> _TASK INSTRUCTIONS_:
Check every line of the data below for the string "components", and copy the ones that hold it.

> _MATERIAL FOR THE TASK_:
____________________
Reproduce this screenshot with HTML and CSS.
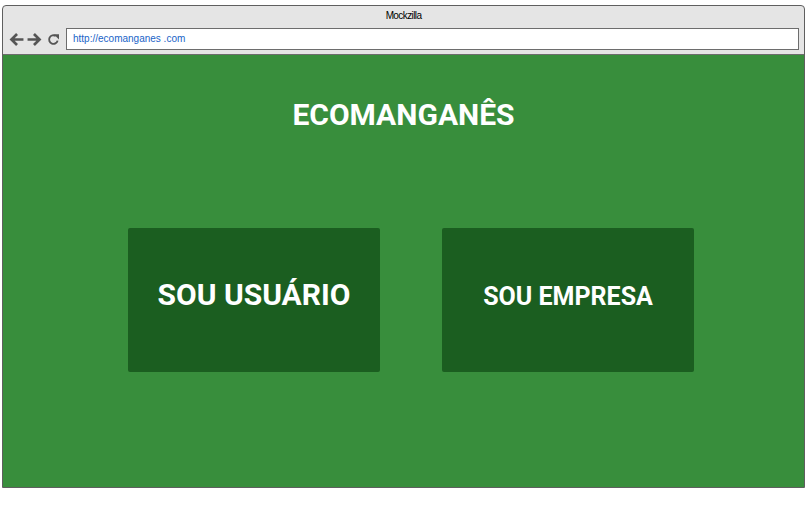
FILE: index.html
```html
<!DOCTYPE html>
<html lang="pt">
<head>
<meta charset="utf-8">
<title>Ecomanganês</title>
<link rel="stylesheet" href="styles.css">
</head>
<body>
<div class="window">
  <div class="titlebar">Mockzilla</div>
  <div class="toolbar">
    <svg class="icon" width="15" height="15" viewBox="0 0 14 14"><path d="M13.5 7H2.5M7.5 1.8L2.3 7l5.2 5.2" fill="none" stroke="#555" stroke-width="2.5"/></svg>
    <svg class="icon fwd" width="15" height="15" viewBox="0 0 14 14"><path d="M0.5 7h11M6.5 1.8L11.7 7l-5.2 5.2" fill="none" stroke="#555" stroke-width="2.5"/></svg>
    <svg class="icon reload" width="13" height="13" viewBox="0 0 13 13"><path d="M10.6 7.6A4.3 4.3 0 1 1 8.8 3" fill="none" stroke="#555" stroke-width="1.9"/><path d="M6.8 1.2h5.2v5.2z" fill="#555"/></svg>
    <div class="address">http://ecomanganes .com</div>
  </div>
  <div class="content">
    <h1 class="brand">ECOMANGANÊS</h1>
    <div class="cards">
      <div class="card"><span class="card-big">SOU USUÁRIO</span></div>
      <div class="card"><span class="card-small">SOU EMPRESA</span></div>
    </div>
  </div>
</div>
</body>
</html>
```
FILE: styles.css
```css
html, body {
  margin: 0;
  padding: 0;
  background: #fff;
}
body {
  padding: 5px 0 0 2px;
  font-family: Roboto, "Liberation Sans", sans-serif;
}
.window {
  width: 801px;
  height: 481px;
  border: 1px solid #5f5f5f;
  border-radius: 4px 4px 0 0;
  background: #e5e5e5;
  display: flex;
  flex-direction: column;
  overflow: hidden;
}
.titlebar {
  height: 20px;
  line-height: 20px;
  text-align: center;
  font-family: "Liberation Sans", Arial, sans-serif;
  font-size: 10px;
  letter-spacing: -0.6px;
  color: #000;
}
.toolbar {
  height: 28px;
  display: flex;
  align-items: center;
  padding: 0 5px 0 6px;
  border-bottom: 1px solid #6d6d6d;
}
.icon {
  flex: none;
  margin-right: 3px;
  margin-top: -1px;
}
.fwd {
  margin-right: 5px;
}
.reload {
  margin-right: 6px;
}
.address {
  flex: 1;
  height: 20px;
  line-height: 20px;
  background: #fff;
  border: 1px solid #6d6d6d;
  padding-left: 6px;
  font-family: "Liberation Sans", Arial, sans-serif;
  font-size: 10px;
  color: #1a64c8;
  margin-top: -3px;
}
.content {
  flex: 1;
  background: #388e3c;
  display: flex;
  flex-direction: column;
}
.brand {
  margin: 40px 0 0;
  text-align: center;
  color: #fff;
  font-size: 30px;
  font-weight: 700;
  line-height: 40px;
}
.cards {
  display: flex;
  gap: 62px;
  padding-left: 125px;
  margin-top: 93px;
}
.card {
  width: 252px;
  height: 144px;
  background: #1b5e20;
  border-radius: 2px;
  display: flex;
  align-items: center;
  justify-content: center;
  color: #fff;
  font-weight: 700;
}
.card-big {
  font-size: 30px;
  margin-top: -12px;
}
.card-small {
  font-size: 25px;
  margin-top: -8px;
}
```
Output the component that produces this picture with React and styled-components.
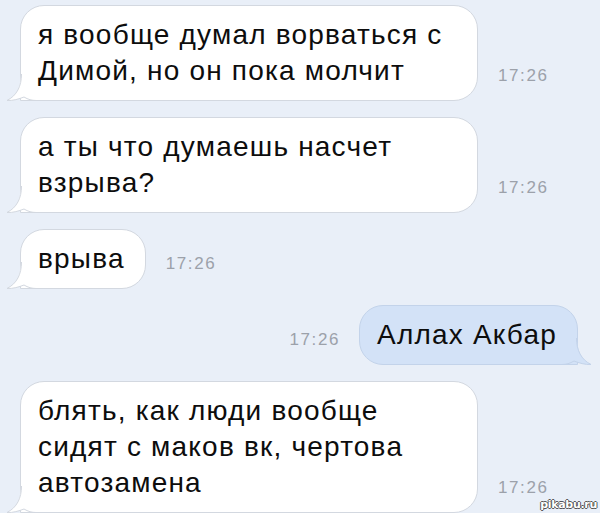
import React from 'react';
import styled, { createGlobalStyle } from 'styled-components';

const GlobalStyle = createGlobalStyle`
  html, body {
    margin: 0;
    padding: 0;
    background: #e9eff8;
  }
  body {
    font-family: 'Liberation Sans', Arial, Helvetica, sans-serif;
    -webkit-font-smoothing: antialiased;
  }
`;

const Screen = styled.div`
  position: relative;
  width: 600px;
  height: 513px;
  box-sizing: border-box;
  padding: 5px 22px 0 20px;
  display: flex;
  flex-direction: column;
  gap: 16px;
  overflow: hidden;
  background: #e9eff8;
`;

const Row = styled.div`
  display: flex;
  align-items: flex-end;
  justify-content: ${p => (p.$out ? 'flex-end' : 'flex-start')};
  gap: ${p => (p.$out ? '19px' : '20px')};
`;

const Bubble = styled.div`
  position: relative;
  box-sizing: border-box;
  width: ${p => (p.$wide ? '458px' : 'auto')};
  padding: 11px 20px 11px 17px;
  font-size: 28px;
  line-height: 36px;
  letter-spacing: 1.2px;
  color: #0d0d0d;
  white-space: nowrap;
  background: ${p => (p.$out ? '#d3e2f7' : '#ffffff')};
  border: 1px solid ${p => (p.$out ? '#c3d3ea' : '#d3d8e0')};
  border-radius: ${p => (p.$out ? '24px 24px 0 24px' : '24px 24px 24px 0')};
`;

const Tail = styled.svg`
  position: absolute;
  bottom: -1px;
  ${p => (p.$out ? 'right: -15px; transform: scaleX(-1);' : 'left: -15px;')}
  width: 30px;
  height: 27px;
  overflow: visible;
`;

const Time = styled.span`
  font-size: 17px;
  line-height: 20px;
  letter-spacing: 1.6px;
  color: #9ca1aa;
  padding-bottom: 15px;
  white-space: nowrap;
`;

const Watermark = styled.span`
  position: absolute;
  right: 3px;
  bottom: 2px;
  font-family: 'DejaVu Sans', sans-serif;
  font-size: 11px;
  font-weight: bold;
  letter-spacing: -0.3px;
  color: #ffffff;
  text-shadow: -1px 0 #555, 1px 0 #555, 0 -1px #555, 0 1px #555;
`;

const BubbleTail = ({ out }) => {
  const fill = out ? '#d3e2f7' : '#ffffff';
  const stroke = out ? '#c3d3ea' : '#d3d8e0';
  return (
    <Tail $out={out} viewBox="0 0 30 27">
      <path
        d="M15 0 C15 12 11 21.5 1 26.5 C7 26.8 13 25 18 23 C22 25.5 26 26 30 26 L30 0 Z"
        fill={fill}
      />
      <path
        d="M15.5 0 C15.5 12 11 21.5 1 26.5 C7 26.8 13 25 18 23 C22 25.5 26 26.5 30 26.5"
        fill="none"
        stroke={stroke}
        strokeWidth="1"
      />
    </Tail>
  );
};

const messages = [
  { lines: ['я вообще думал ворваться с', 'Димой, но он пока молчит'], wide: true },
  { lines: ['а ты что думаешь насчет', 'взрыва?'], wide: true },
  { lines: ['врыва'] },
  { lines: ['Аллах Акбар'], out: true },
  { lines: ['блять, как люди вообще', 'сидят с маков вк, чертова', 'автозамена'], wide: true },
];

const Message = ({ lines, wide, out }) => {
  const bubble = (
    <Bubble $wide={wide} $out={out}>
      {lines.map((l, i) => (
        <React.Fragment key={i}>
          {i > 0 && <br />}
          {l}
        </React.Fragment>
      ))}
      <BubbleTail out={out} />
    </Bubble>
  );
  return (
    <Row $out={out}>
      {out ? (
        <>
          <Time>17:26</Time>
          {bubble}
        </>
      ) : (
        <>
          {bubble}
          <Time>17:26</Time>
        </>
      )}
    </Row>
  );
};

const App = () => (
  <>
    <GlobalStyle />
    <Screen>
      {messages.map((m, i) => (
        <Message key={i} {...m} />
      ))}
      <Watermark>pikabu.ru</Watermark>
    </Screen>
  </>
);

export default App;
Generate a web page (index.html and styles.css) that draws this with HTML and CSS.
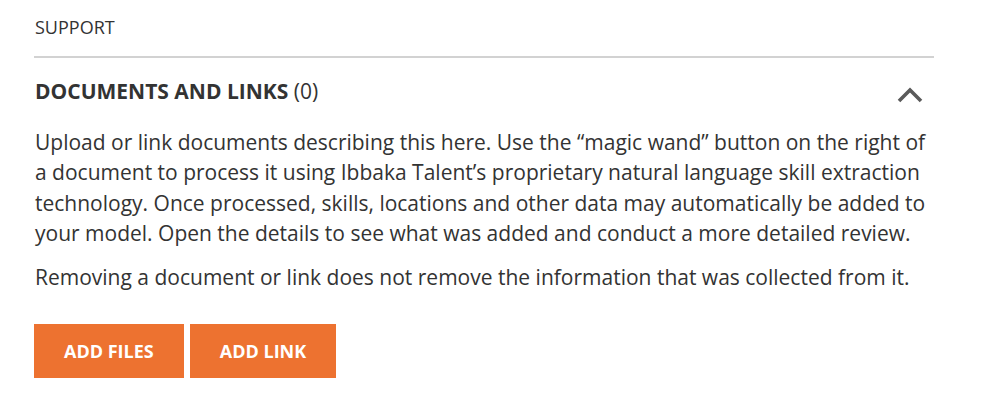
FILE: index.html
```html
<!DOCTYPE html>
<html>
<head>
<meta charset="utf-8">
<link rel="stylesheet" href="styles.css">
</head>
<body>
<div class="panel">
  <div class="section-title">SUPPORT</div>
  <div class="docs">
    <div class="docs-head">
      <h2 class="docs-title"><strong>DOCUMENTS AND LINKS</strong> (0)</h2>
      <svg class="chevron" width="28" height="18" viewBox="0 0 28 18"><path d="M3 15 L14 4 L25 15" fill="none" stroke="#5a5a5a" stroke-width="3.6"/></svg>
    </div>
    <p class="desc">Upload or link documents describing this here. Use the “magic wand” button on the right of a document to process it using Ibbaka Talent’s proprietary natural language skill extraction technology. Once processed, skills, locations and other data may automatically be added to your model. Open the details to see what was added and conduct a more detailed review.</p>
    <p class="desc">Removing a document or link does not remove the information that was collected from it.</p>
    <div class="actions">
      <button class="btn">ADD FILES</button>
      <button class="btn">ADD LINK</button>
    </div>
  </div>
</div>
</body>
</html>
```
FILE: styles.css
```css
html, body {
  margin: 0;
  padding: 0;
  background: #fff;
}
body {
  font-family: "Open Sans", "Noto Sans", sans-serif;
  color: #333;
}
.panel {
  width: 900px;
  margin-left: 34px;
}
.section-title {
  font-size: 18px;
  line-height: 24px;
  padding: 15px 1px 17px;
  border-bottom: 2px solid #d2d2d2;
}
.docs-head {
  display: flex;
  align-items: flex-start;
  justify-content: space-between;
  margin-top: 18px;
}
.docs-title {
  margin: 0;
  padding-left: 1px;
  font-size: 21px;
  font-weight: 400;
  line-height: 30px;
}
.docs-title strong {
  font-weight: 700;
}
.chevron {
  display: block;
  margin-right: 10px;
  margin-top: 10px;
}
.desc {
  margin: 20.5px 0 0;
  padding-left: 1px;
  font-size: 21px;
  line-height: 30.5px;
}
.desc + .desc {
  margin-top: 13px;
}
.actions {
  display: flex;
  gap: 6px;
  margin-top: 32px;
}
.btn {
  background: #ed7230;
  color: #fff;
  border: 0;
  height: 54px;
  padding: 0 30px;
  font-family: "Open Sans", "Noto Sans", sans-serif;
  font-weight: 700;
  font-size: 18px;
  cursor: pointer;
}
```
____________________
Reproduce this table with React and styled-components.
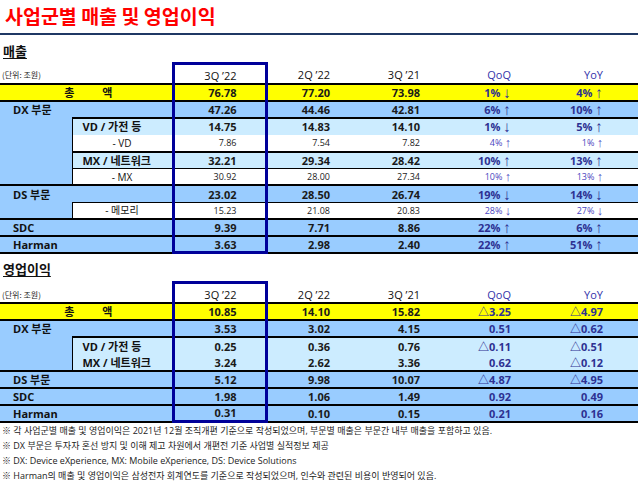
____________________
> _TASK ANSWER_:
Output the component that produces this picture with React and styled-components.
import styled, { createGlobalStyle } from 'styled-components';
Reproduce this table with React and styled-components.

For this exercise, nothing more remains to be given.